What to Do After an Alzheimer’s Diagnosis

Receiving an Alzheimer’s diagnosis is one of the hardest moments a person can face, but there are steps that can make the journey easier for both those diagnosed and the people around them.

For Individuals with Alzheimer’s:

  • Acknowledge Your Feelings – It’s okay to feel sadness, frustration, or anger.
  • Focus on What You Can Do – Engage in activities that bring joy and maintain a sense of identity.
  • Plan for the Future – Addressing healthcare, finances, and legal matters early can offer peace of mind.
  • Seek Support – Joining a support group can provide a compassionate space to process emotions.

For Caregivers:

  • Recognize Your Emotions – Caregiving can be exhausting, and acknowledging your emotions is essential.
  • Educate Yourself – Understanding Alzheimer’s helps manage symptoms and reduces helplessness.
  • Establish a Routine – A predictable schedule helps provide comfort for both caregiver and patient.
  • Practice Self-Care – Taking breaks and seeking support allows caregivers to continue providing compassionate care.

For Family Members:

  • Learn About the Disease – Knowledge fosters compassion and helps in navigating challenges together.
  • Offer Emotional Support – Listening and providing encouragement can ease feelings of isolation.
  • Assist with Planning – Helping with care options and financial planning ensures the person’s wishes are respected.

The Power of Community Support

As Ann Voskamp beautifully said, “Shame dies when stories are told in safe places.” In her book One Thousand Gifts, she reflects on gratitude and the power of embracing life’s imperfect moments. Sharing experiences in a space where we feel heard and understood helps lessen the burden of shame.

At Franke Tobey Jones, we offer dedicated support groups for individuals affected by Alzheimer’s and dementia, creating a safe and compassionate environment for sharing and healing. Through these connections, the burden of shame can be lessened, and healing can begin.

Join Our Support Group for Partners of Loved Ones with Dementia

Caring for a partner with dementia can be an emotional and challenging journey—but you are not alone. If you are part of our FTJ Wellness Program you can join us for a monthly Support Group for People Whose Partners Have Dementia.

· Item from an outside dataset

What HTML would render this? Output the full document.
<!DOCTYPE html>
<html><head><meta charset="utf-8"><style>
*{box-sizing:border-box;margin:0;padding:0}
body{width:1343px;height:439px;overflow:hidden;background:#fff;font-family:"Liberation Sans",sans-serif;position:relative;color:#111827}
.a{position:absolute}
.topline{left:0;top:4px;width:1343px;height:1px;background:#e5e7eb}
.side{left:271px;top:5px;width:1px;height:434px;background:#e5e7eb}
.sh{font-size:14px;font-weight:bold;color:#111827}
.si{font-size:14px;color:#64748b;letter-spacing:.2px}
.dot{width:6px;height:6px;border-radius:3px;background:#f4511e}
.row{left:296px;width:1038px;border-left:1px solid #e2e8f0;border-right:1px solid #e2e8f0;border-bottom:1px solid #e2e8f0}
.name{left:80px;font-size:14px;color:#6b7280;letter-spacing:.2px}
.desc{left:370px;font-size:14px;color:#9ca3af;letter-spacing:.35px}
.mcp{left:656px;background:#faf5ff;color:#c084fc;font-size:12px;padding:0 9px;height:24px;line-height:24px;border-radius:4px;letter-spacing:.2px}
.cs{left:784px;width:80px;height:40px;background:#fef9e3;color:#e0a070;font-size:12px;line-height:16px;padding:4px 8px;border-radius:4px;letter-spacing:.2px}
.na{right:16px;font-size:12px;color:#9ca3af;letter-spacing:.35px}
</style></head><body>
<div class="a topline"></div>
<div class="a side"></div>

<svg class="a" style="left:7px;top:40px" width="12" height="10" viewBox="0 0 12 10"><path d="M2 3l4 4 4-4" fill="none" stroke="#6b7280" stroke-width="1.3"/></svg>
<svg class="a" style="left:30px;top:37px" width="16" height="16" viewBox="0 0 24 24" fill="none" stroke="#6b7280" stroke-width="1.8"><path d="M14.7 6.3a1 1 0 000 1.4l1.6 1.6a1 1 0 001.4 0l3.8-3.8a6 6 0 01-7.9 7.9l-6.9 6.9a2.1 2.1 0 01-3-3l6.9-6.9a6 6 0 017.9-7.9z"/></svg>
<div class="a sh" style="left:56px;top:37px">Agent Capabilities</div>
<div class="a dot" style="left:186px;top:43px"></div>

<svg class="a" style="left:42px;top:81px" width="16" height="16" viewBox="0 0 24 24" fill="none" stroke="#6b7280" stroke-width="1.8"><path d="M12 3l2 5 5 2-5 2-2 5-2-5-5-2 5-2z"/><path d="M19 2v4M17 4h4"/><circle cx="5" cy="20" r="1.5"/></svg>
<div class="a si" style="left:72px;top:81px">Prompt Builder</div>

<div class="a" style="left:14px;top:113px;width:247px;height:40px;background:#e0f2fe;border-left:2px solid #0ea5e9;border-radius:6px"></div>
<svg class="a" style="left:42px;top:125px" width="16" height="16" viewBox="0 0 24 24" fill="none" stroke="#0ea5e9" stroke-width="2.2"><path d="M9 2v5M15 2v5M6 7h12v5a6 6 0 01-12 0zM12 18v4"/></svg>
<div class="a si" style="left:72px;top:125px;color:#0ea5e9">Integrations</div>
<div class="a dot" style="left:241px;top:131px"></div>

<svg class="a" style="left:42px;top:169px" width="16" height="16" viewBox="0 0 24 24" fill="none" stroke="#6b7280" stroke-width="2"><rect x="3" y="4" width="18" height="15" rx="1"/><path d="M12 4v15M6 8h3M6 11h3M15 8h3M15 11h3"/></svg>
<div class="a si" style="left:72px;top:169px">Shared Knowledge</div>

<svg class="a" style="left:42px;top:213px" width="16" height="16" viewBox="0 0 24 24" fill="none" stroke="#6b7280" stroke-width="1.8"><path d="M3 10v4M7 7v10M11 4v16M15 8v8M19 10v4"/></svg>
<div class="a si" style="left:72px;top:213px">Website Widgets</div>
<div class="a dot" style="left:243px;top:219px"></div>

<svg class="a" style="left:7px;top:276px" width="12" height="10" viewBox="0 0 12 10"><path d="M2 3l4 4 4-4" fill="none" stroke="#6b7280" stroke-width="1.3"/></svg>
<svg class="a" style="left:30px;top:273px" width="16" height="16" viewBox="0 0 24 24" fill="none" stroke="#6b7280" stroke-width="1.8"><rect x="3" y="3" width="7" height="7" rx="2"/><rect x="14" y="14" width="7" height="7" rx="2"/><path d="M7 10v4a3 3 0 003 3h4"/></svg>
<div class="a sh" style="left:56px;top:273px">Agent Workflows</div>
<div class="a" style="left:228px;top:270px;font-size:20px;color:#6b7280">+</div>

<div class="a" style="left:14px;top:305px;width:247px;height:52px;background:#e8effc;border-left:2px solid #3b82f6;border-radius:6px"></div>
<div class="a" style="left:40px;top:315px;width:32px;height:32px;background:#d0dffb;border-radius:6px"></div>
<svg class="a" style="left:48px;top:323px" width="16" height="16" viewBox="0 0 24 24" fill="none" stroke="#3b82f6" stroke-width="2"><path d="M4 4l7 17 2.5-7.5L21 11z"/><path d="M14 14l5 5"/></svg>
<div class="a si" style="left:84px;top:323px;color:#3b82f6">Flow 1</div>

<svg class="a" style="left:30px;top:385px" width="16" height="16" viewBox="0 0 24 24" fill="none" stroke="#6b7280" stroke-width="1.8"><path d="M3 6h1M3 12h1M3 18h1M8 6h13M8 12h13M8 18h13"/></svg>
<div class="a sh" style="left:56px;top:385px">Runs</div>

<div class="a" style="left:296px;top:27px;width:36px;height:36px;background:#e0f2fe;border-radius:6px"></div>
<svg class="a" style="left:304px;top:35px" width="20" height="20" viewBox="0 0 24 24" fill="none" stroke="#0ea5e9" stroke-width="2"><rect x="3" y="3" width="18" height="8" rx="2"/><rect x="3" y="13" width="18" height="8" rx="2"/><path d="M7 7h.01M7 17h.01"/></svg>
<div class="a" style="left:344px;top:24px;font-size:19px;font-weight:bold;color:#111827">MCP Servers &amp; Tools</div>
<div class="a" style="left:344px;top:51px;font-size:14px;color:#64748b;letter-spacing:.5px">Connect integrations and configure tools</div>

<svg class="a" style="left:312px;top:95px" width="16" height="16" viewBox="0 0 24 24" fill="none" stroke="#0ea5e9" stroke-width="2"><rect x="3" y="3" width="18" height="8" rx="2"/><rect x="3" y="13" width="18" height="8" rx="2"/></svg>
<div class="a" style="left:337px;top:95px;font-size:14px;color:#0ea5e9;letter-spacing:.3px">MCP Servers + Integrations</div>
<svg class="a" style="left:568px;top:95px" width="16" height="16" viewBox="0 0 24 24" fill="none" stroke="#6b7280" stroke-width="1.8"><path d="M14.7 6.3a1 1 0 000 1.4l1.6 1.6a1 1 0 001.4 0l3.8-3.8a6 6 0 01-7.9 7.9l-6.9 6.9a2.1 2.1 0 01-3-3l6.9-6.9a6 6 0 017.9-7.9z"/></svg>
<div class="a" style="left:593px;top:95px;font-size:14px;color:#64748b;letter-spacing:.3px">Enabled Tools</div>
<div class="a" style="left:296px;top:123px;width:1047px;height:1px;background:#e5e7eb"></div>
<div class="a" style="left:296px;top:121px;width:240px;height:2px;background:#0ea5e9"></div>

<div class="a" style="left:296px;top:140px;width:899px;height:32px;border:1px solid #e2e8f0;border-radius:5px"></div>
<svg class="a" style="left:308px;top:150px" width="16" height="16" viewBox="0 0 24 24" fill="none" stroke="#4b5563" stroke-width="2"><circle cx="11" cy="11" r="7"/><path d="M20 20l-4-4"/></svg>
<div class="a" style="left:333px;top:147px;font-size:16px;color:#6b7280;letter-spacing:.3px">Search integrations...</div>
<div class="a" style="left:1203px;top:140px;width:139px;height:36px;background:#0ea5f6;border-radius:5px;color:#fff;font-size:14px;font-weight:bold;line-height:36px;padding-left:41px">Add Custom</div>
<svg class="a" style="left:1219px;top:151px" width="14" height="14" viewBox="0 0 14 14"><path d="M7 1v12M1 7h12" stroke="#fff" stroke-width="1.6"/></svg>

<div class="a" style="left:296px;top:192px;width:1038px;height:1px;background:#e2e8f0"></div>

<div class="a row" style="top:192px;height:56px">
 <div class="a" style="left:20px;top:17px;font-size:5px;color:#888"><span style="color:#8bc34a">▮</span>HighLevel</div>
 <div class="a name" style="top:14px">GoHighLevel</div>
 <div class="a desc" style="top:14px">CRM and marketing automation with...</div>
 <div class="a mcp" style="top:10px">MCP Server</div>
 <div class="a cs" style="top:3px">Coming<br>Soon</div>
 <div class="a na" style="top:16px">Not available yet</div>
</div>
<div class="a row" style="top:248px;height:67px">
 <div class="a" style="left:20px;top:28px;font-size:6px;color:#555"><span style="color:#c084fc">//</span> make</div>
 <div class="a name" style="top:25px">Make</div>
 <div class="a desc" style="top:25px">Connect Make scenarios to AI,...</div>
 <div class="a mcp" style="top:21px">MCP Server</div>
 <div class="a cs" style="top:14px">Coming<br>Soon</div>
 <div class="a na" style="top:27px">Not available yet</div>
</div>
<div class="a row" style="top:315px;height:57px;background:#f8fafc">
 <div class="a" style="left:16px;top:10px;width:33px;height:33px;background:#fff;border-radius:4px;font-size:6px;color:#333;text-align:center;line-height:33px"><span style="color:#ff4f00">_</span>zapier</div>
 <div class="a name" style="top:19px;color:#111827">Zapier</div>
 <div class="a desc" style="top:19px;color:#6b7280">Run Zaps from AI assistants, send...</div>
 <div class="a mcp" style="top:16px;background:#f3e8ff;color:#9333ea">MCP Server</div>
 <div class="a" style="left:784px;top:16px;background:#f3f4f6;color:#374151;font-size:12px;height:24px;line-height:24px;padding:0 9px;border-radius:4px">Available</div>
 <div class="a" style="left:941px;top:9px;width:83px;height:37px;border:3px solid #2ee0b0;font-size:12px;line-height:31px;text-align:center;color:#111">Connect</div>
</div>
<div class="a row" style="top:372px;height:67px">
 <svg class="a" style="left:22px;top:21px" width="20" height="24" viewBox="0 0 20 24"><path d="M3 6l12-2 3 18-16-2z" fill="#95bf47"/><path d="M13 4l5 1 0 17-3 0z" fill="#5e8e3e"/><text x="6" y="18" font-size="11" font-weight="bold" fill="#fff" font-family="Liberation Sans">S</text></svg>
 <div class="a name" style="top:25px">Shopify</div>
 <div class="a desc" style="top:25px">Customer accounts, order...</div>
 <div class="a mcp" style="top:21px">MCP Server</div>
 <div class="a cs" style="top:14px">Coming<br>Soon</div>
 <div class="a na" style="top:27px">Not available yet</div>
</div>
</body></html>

This gathering provides a safe space to share experiences, gain support from others facing similar challenges, and receive guidance on caregiving complexities. The group is limited to 12 participants to allow for meaningful discussion.

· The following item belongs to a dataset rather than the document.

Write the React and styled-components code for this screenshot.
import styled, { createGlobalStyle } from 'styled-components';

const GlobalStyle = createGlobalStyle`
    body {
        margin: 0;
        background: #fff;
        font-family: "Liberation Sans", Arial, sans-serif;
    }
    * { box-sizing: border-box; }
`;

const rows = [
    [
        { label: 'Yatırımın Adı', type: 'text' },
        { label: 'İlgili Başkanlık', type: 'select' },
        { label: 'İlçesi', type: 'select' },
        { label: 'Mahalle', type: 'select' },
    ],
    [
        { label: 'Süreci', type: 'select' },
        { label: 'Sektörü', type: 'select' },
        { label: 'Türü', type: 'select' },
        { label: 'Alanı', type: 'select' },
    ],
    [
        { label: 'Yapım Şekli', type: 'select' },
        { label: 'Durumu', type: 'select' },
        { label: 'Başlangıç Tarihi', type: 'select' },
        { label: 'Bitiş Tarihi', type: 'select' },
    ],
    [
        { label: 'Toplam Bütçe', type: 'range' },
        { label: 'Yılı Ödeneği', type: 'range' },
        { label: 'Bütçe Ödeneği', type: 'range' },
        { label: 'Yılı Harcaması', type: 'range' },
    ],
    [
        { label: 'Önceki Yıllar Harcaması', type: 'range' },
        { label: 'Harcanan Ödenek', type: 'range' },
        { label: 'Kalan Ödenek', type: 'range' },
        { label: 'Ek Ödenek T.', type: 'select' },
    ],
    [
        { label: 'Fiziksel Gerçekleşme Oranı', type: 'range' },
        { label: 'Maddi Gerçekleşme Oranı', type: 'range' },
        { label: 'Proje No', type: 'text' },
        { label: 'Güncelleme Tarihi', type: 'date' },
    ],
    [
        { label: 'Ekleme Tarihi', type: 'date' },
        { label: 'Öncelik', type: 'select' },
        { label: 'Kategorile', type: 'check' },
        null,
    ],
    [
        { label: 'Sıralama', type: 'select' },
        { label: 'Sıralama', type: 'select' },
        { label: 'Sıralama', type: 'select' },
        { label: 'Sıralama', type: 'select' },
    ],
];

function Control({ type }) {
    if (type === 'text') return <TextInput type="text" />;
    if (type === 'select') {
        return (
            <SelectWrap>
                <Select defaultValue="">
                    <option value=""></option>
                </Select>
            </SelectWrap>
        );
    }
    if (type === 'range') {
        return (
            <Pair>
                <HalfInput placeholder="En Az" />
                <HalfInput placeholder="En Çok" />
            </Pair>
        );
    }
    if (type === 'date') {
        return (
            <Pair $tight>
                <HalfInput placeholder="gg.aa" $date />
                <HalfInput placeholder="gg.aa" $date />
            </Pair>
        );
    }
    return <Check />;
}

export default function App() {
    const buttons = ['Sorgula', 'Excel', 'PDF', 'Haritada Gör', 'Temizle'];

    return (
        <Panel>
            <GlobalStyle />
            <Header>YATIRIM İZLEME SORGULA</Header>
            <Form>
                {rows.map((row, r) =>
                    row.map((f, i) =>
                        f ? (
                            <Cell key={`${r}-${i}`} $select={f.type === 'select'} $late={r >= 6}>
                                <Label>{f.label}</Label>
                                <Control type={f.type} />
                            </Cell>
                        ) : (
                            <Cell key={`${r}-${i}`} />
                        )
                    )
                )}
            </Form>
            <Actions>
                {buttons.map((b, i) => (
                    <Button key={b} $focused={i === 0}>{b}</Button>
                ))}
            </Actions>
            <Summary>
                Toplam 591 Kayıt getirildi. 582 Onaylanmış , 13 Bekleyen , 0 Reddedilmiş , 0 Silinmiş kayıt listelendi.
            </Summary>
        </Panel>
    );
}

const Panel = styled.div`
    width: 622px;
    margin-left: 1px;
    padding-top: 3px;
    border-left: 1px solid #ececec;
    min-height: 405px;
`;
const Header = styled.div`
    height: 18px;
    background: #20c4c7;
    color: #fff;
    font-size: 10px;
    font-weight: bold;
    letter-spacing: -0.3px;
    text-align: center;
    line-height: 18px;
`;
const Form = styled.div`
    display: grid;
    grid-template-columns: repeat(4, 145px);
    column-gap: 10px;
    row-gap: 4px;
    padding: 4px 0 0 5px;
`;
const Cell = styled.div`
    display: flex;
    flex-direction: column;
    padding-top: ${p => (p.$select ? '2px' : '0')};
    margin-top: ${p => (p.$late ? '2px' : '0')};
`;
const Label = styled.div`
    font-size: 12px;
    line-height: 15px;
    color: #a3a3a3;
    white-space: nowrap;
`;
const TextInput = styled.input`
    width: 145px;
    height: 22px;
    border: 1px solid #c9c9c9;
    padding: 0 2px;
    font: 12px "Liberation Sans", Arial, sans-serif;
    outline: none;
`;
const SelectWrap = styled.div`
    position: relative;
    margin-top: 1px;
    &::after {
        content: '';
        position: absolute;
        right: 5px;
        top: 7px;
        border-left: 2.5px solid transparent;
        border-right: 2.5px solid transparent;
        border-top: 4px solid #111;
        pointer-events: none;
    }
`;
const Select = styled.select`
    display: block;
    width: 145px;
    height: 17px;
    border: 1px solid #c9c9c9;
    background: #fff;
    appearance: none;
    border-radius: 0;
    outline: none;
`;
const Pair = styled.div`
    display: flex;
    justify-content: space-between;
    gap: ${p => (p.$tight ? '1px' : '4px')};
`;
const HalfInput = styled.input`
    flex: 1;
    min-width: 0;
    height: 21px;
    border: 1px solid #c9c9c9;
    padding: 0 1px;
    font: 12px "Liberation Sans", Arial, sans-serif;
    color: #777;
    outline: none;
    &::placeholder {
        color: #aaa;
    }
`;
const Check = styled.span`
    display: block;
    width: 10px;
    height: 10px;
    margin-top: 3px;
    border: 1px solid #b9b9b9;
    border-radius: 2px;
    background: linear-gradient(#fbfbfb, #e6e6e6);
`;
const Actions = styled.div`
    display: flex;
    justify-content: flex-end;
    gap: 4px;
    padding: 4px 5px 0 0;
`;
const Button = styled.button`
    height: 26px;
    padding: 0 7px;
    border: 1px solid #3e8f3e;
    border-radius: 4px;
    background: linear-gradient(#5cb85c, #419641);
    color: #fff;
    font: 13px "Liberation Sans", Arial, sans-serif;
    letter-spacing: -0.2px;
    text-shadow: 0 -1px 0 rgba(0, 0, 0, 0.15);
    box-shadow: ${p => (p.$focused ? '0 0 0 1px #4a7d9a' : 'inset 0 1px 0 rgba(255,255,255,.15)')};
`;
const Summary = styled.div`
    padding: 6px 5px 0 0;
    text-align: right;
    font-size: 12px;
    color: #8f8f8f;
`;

RSVP is required.  Please contact Sarah Doerner at 253-756-6387 or sdoerner@franketobeyjones.com to reserve your spot and receive the location details. We look forward to supporting you on this journey. 

Additional Support Resources

  • Alz.org Support Group at Cogir at The Narrows
    • Contact Leah Amyakar at 206-369-2544
    • Meets 1st Saturday of each month
  • Alzheimer’s Hotline (open 24/7): 800-272-3900
  • Website for resources and support: alzwa.org
  • Other Support Group Meetings (Call 800-272-3900 for more details):
    • Tacoma: 1st Thursday, 11:00 AM – 1:00 PM (in person)
    • Tacoma: 1st Wednesday, 10:00 AM – 12:00 PM (in person)
    • University Place: 1st Tuesday, 1:00 PM – 2:30 PM (in person)

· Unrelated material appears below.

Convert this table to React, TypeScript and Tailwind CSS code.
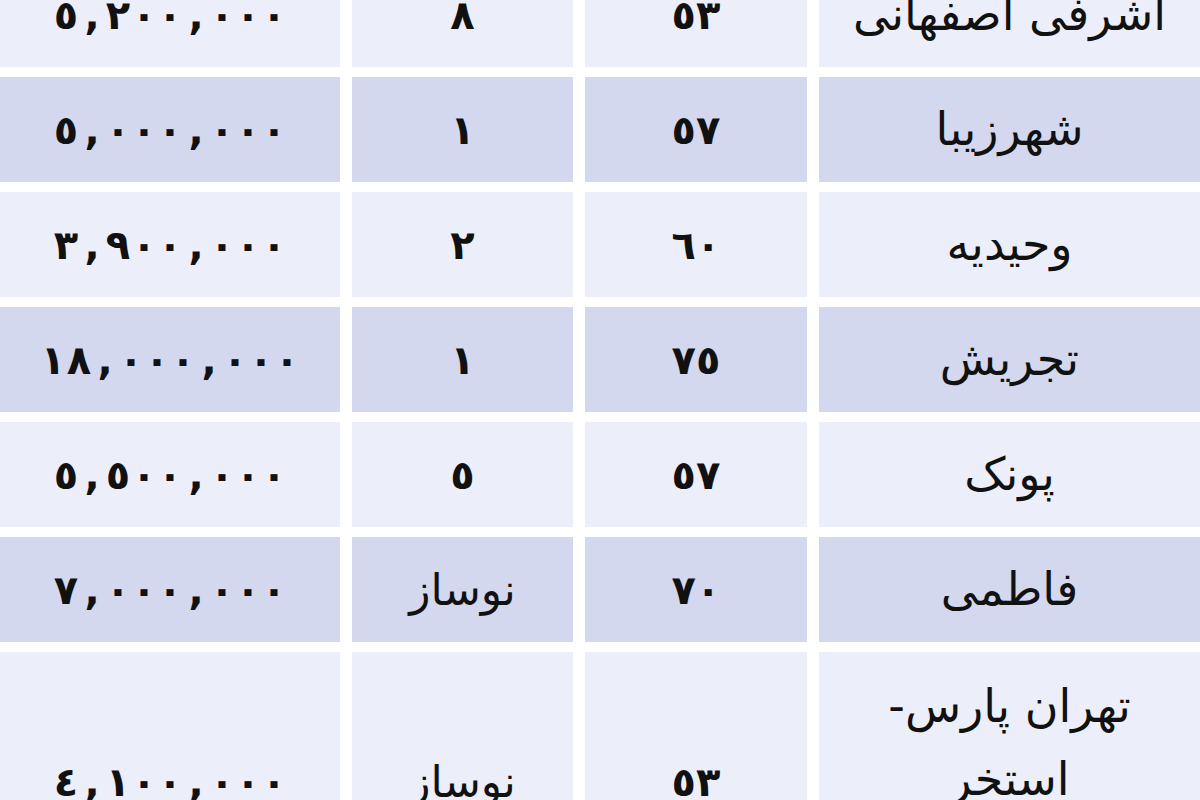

A Journey of Compassion and Understanding

Alzheimer’s is never an easy road. By educating ourselves, seeking support, and practicing kindness, we can navigate this journey with dignity and love. Shame does not define you or your loved one; it is simply one part of a much larger emotional journey. And as you move through it, know that you are not alone.

As the book Being Mortal reminds us, the way we care for one another at the most vulnerable times in life defines the quality of our experience. Together, through compassion and community, we can transform shame into connection and face Alzheimer’s with courage and love.